— start of Recorded information —
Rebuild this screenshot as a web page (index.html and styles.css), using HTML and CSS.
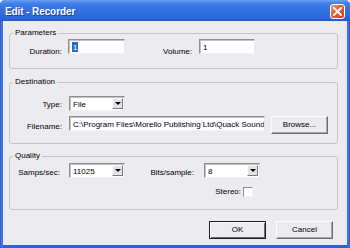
FILE: index.html
```html
<!DOCTYPE html>
<html>
<head>
<meta charset="utf-8">
<title>Edit - Recorder</title>
<link rel="stylesheet" href="styles.css">
</head>
<body>
<div class="window">
  <div class="titlebar">
    <span class="title">Edit - Recorder</span>
    <span class="close">
      <svg width="9" height="9" viewBox="0 0 9 9"><path d="M1 1 L8 8 M8 1 L1 8" stroke="#fff" stroke-width="1.8" stroke-linecap="square"/></svg>
    </span>
  </div>
  <div class="client">
    <fieldset class="group g-params">
      <legend>Parameters</legend>
      <div class="row">
        <span class="lbl l-dur">Duration:</span>
        <span class="edit e-dur"><span class="hl">1</span></span>
        <span class="lbl l-vol">Volume:</span>
        <span class="edit e-vol">1</span>
      </div>
    </fieldset>
    <fieldset class="group g-dest">
      <legend>Destination</legend>
      <div class="row r-type">
        <span class="lbl l-type">Type:</span>
        <span class="combo c-type"><span class="combo-text">File</span><span class="combo-btn"><span class="arrow"></span></span></span>
      </div>
      <div class="row r-file">
        <span class="lbl l-file">Filename:</span>
        <span class="edit e-file">C:\Program Files\Morello Publishing Ltd\Quack Sound</span>
        <span class="btn b-browse">Browse...</span>
      </div>
    </fieldset>
    <fieldset class="group g-qual">
      <legend>Quality</legend>
      <div class="row r-samps">
        <span class="lbl l-samps">Samps/sec:</span>
        <span class="combo c-samps"><span class="combo-text">11025</span><span class="combo-btn"><span class="arrow"></span></span></span>
        <span class="lbl l-bits">Bits/sample:</span>
        <span class="combo c-bits"><span class="combo-text">8</span><span class="combo-btn"><span class="arrow"></span></span></span>
      </div>
      <div class="row r-stereo">
        <span class="lbl l-stereo">Stereo:</span>
        <span class="check"></span>
      </div>
    </fieldset>
    <div class="buttons">
      <span class="btn default">OK</span>
      <span class="btn">Cancel</span>
    </div>
  </div>
</div>
</body>
</html>
```
FILE: styles.css
```css
* { box-sizing: border-box; }
html, body { margin: 0; padding: 0; background: #fff; }
body {
  width: 350px; height: 248px; overflow: hidden;
  font-family: "Liberation Sans", Arial, sans-serif;
  font-size: 8px; color: #000;
}
.window {
  width: 350px; height: 248px;
  display: flex; flex-direction: column;
  background: linear-gradient(90deg, #2658d0 0, #4a7fe2 2px, #2d62d6 3px, #2d62d6 347px, #4a7fe2 348px, #2658d0 350px);
  border-radius: 5px 5px 0 0;
}
.titlebar {
  height: 21px; flex: none;
  display: flex; align-items: center; justify-content: space-between;
  padding: 0 5px 0 5px;
  background: linear-gradient(#6ea2f2 0, #4282ea 3px, #3574e2 8px, #2f6cdd 15px, #2b64d5 19px, #2152c2 21px);
  border-radius: 5px 5px 0 0;
}
.title {
  color: #fff; font-weight: bold; font-size: 10px;
  letter-spacing: -0.1px;
  text-shadow: 1px 1px 0 #1c3f9e;
  margin-top: 1px;
}
.close {
  width: 15px; height: 15px; margin-top: 1px;
  display: flex; align-items: center; justify-content: center;
  border: 1px solid #fff; border-radius: 3px;
  background: linear-gradient(135deg, #f0a080 0, #e2653f 40%, #c9421f 100%);
}
.close svg { display: block; }
.client {
  flex: 1;
  margin: 0 3px 3px 3px;
  background: #ecebef;
  display: flex; flex-direction: column;
  padding: 6px 9px 0 6px;
}
.group {
  margin: 0; padding: 0; min-width: 0;
  border: 1px solid #c4c3c8;
  border-radius: 3px;
}
.group legend {
  margin-left: 3px; padding: 0 2px;
  line-height: 12px; height: 12px;
}
.row { display: flex; align-items: flex-start; }
.lbl { flex: none; text-align: right; line-height: 10px; white-space: nowrap; }

.edit, .combo {
  flex: none;
  height: 15px;
  background: #fff;
  border: 1px solid;
  border-color: #8d8c91 #e6e5ea #f4f4f6 #8d8c91;
  box-shadow: inset 1px 1px 0 #c2c1c6;
  line-height: 9px;
  white-space: nowrap; overflow: hidden;
}
.edit { padding: 3px 0 0 3px; }

/* Parameters */
.g-params { padding-bottom: 11px; }
.l-dur { width: 52px; margin-top: 8px; }
.e-dur { width: 57px; margin-left: 6px; padding-left: 3px; }
.hl { background: #316ac5; color: #fff; padding: 1px 1px 0 1px; }
.l-vol { width: 67px; margin-top: 8px; }
.e-vol { width: 56px; margin-left: 7px; }

/* Destination */
.g-dest { margin-top: 7px; padding-bottom: 9px; }
.r-type { margin-top: 8px; }
.l-type { width: 52px; margin-top: 4px; }
.combo { display: flex; padding: 0; }
.combo-text { flex: 1; padding: 3px 0 0 3px; }
.combo-btn {
  flex: none; width: 11px; margin: 1px 1px 1px 0;
  background: #e4e3e8;
  border: 1px solid; border-color: #fbfbfc #7e7d82 #7e7d82 #fbfbfc;
  display: flex; align-items: center; justify-content: center;
}
.arrow {
  width: 0; height: 0;
  border-left: 3px solid transparent; border-right: 3px solid transparent;
  border-top: 3px solid #000;
}
.c-type { width: 56px; margin-left: 7px; }
.r-file { margin-top: 5px; }
.l-file { width: 52px; margin-top: 6px; }
.e-file { width: 196px; margin-left: 7px; }
.btn {
  flex: none;
  display: flex; align-items: center; justify-content: center;
  width: 57px; height: 18px;
  background: #ecebef;
  border: 1px solid; border-color: #fdfdfe #6d6c71 #6d6c71 #fdfdfe;
  box-shadow: inset -1px -1px 0 #a7a6ab;
  padding-bottom: 1px;
}
.b-browse { margin-left: 6px; }

/* Quality */
.g-qual { margin-top: 6px; padding-bottom: 12px; }
.r-samps { margin-top: 1px; }
.l-samps { width: 50px; margin-top: 5px; }
.c-samps { width: 56px; margin-left: 9px; }
.l-bits { width: 69px; margin-top: 5px; }
.c-bits { width: 56px; margin-left: 10px; }
.r-stereo { margin-top: 9px; align-items: flex-end; }
.l-stereo { width: 231px; }
.check {
  flex: none; width: 10px; height: 10px; margin-left: 2px;
  background: #fff;
  border: 1px solid; border-color: #8d8c91 #f4f4f6 #f4f4f6 #8d8c91;
}

.buttons {
  display: flex; justify-content: flex-end; gap: 10px;
  margin-top: 11px; padding-right: 5px;
}
.btn.default {
  border: 1px solid #1d1d1d;
  box-shadow: inset 1px 1px 0 #fdfdfe, inset -1px -1px 0 #6d6c71;
}
```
— end of Recorded information —
Exercise instructions: All the lines above are to be reproduced exactly, except the pictures.

In response:
Rebuild this screenshot as a web page (index.html and styles.css), using HTML and CSS.
FILE: index.html
```html
<!DOCTYPE html>
<html>
<head>
<meta charset="utf-8">
<title>Edit - Recorder</title>
<link rel="stylesheet" href="styles.css">
</head>
<body>
<div class="window">
  <div class="titlebar">
    <span class="title">Edit - Recorder</span>
    <span class="close">
      <svg width="9" height="9" viewBox="0 0 9 9"><path d="M1 1 L8 8 M8 1 L1 8" stroke="#fff" stroke-width="1.8" stroke-linecap="square"/></svg>
    </span>
  </div>
  <div class="client">
    <fieldset class="group g-params">
      <legend>Parameters</legend>
      <div class="row">
        <span class="lbl l-dur">Duration:</span>
        <span class="edit e-dur"><span class="hl">1</span></span>
        <span class="lbl l-vol">Volume:</span>
        <span class="edit e-vol">1</span>
      </div>
    </fieldset>
    <fieldset class="group g-dest">
      <legend>Destination</legend>
      <div class="row r-type">
        <span class="lbl l-type">Type:</span>
        <span class="combo c-type"><span class="combo-text">File</span><span class="combo-btn"><span class="arrow"></span></span></span>
      </div>
      <div class="row r-file">
        <span class="lbl l-file">Filename:</span>
        <span class="edit e-file">C:\Program Files\Morello Publishing Ltd\Quack Sound</span>
        <span class="btn b-browse">Browse...</span>
      </div>
    </fieldset>
    <fieldset class="group g-qual">
      <legend>Quality</legend>
      <div class="row r-samps">
        <span class="lbl l-samps">Samps/sec:</span>
        <span class="combo c-samps"><span class="combo-text">11025</span><span class="combo-btn"><span class="arrow"></span></span></span>
        <span class="lbl l-bits">Bits/sample:</span>
        <span class="combo c-bits"><span class="combo-text">8</span><span class="combo-btn"><span class="arrow"></span></span></span>
      </div>
      <div class="row r-stereo">
        <span class="lbl l-stereo">Stereo:</span>
        <span class="check"></span>
      </div>
    </fieldset>
    <div class="buttons">
      <span class="btn default">OK</span>
      <span class="btn">Cancel</span>
    </div>
  </div>
</div>
</body>
</html>
```
FILE: styles.css
```css
* { box-sizing: border-box; }
html, body { margin: 0; padding: 0; background: #fff; }
body {
  width: 350px; height: 248px; overflow: hidden;
  font-family: "Liberation Sans", Arial, sans-serif;
  font-size: 8px; color: #000;
}
.window {
  width: 350px; height: 248px;
  display: flex; flex-direction: column;
  background: linear-gradient(90deg, #2658d0 0, #4a7fe2 2px, #2d62d6 3px, #2d62d6 347px, #4a7fe2 348px, #2658d0 350px);
  border-radius: 5px 5px 0 0;
}
.titlebar {
  height: 21px; flex: none;
  display: flex; align-items: center; justify-content: space-between;
  padding: 0 5px 0 5px;
  background: linear-gradient(#6ea2f2 0, #4282ea 3px, #3574e2 8px, #2f6cdd 15px, #2b64d5 19px, #2152c2 21px);
  border-radius: 5px 5px 0 0;
}
.title {
  color: #fff; font-weight: bold; font-size: 10px;
  letter-spacing: -0.1px;
  text-shadow: 1px 1px 0 #1c3f9e;
  margin-top: 1px;
}
.close {
  width: 15px; height: 15px; margin-top: 1px;
  display: flex; align-items: center; justify-content: center;
  border: 1px solid #fff; border-radius: 3px;
  background: linear-gradient(135deg, #f0a080 0, #e2653f 40%, #c9421f 100%);
}
.close svg { display: block; }
.client {
  flex: 1;
  margin: 0 3px 3px 3px;
  background: #ecebef;
  display: flex; flex-direction: column;
  padding: 6px 9px 0 6px;
}
.group {
  margin: 0; padding: 0; min-width: 0;
  border: 1px solid #c4c3c8;
  border-radius: 3px;
}
.group legend {
  margin-left: 3px; padding: 0 2px;
  line-height: 12px; height: 12px;
}
.row { display: flex; align-items: flex-start; }
.lbl { flex: none; text-align: right; line-height: 10px; white-space: nowrap; }

.edit, .combo {
  flex: none;
  height: 15px;
  background: #fff;
  border: 1px solid;
  border-color: #8d8c91 #e6e5ea #f4f4f6 #8d8c91;
  box-shadow: inset 1px 1px 0 #c2c1c6;
  line-height: 9px;
  white-space: nowrap; overflow: hidden;
}
.edit { padding: 3px 0 0 3px; }

/* Parameters */
.g-params { padding-bottom: 11px; }
.l-dur { width: 52px; margin-top: 8px; }
.e-dur { width: 57px; margin-left: 6px; padding-left: 3px; }
.hl { background: #316ac5; color: #fff; padding: 1px 1px 0 1px; }
.l-vol { width: 67px; margin-top: 8px; }
.e-vol { width: 56px; margin-left: 7px; }

/* Destination */
.g-dest { margin-top: 7px; padding-bottom: 9px; }
.r-type { margin-top: 8px; }
.l-type { width: 52px; margin-top: 4px; }
.combo { display: flex; padding: 0; }
.combo-text { flex: 1; padding: 3px 0 0 3px; }
.combo-btn {
  flex: none; width: 11px; margin: 1px 1px 1px 0;
  background: #e4e3e8;
  border: 1px solid; border-color: #fbfbfc #7e7d82 #7e7d82 #fbfbfc;
  display: flex; align-items: center; justify-content: center;
}
.arrow {
  width: 0; height: 0;
  border-left: 3px solid transparent; border-right: 3px solid transparent;
  border-top: 3px solid #000;
}
.c-type { width: 56px; margin-left: 7px; }
.r-file { margin-top: 5px; }
.l-file { width: 52px; margin-top: 6px; }
.e-file { width: 196px; margin-left: 7px; }
.btn {
  flex: none;
  display: flex; align-items: center; justify-content: center;
  width: 57px; height: 18px;
  background: #ecebef;
  border: 1px solid; border-color: #fdfdfe #6d6c71 #6d6c71 #fdfdfe;
  box-shadow: inset -1px -1px 0 #a7a6ab;
  padding-bottom: 1px;
}
.b-browse { margin-left: 6px; }

/* Quality */
.g-qual { margin-top: 6px; padding-bottom: 12px; }
.r-samps { margin-top: 1px; }
.l-samps { width: 50px; margin-top: 5px; }
.c-samps { width: 56px; margin-left: 9px; }
.l-bits { width: 69px; margin-top: 5px; }
.c-bits { width: 56px; margin-left: 10px; }
.r-stereo { margin-top: 9px; align-items: flex-end; }
.l-stereo { width: 231px; }
.check {
  flex: none; width: 10px; height: 10px; margin-left: 2px;
  background: #fff;
  border: 1px solid; border-color: #8d8c91 #f4f4f6 #f4f4f6 #8d8c91;
}

.buttons {
  display: flex; justify-content: flex-end; gap: 10px;
  margin-top: 11px; padding-right: 5px;
}
.btn.default {
  border: 1px solid #1d1d1d;
  box-shadow: inset 1px 1px 0 #fdfdfe, inset -1px -1px 0 #6d6c71;
}
```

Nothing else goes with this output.